In re Devitt, 126 B.R. at 215.
The Court recognizes that this is a novel legal issue upon which there is some split in authority. However, the majority of the courts that have addressed the issue have concluded that bankruptcy courts may render money judgments in dischargeability cases. See N.I.S. Corporation and Ozark *469 Life Insurance Company v. Hallahan (Matter of Hallahan), 936 F.2d 1496, 1508 (7th Cir.1991); In re Devitt, 126 B.R. at 215; Siemens Components, Inc. v. Choi (In re Choi), 135 B.R. 649, 650-51 (Bankr.N.D.Cal. 1991); Kinney v. Higher Education Assistance Foundation (Matter of Kinney), 114 B.R. 670, 671 (Bankr.D.Neb.1990), In re Schmid, 54 B.R. 520, 522-23 (Bankr.E.D.Pa. 1985); but see In re Hooper, 112 B.R. 1009 (9th Cir.B.A.P.1990); In re Scialdone, Civ. No. 88-189-N (E.D.Va. June 9, 1988) (unpublished opinion).[3] Allowing the bankruptcy court to take this next logical step does not empower it with the type of sweeping powers that the Supreme Court has ruled should be reserved to Article III courts. See Northern Pipeline Construction Company v. Marathon Pipe Line Co., 458 U.S. 50, 102 S. Ct. 2858, 73 L. Ed. 2d 598 (1982). It merely allows for the most efficient and economical resolution of the issue. Moreover, the bankruptcy court's ruling in such matters will continue to be subject to review by the district court.

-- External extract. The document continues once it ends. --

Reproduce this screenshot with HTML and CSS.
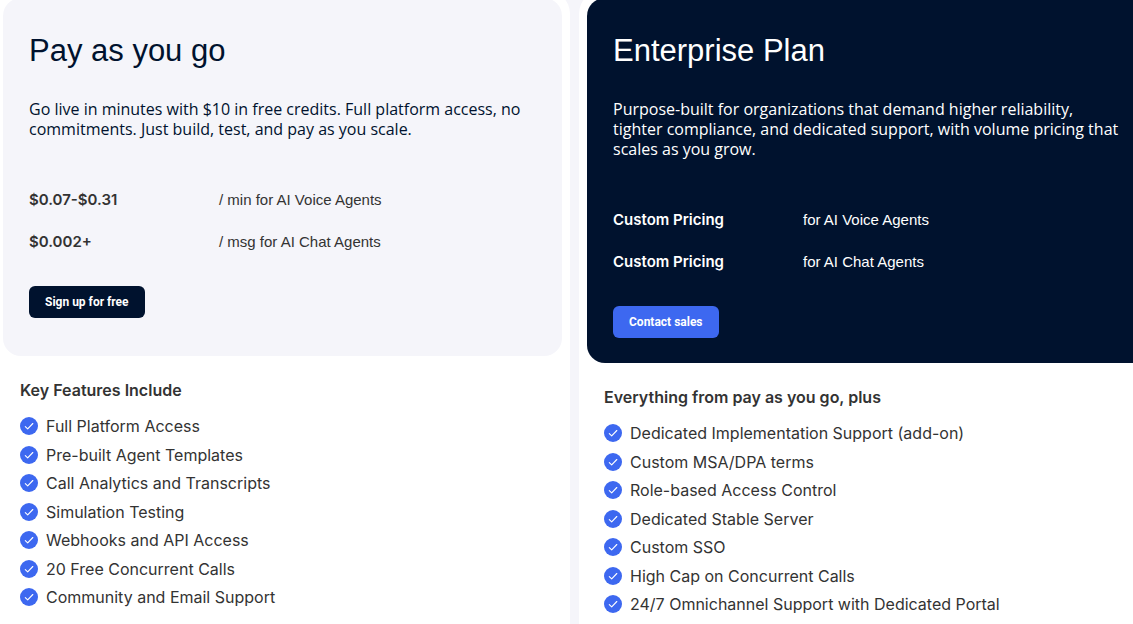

Accordingly, the Court finds that the Bankruptcy Court does have jurisdiction to enter a money judgment in a dischargeability proceeding. Furthermore, the Court finds no evidence that the Bankruptcy Court's determination of the proper amount was clearly erroneous. Therefore, the ruling of the Bankruptcy Court is AFFIRMED.
An appropriate Order shall issue.
NOTES
[1] Codified at 28 U.S.C. § 151 et seq.
[2] Harris primarily relies upon Scaldione v. United Virginia Bank (In re Scaldione), Civ. No. 88-189-N (E.D.Va. June 9, 1988), an unpublished opinion which is not binding upon this Court.
[3] The United States Court of Appeals for the Fourth Circuit has yet to address the issue presented in the instant case.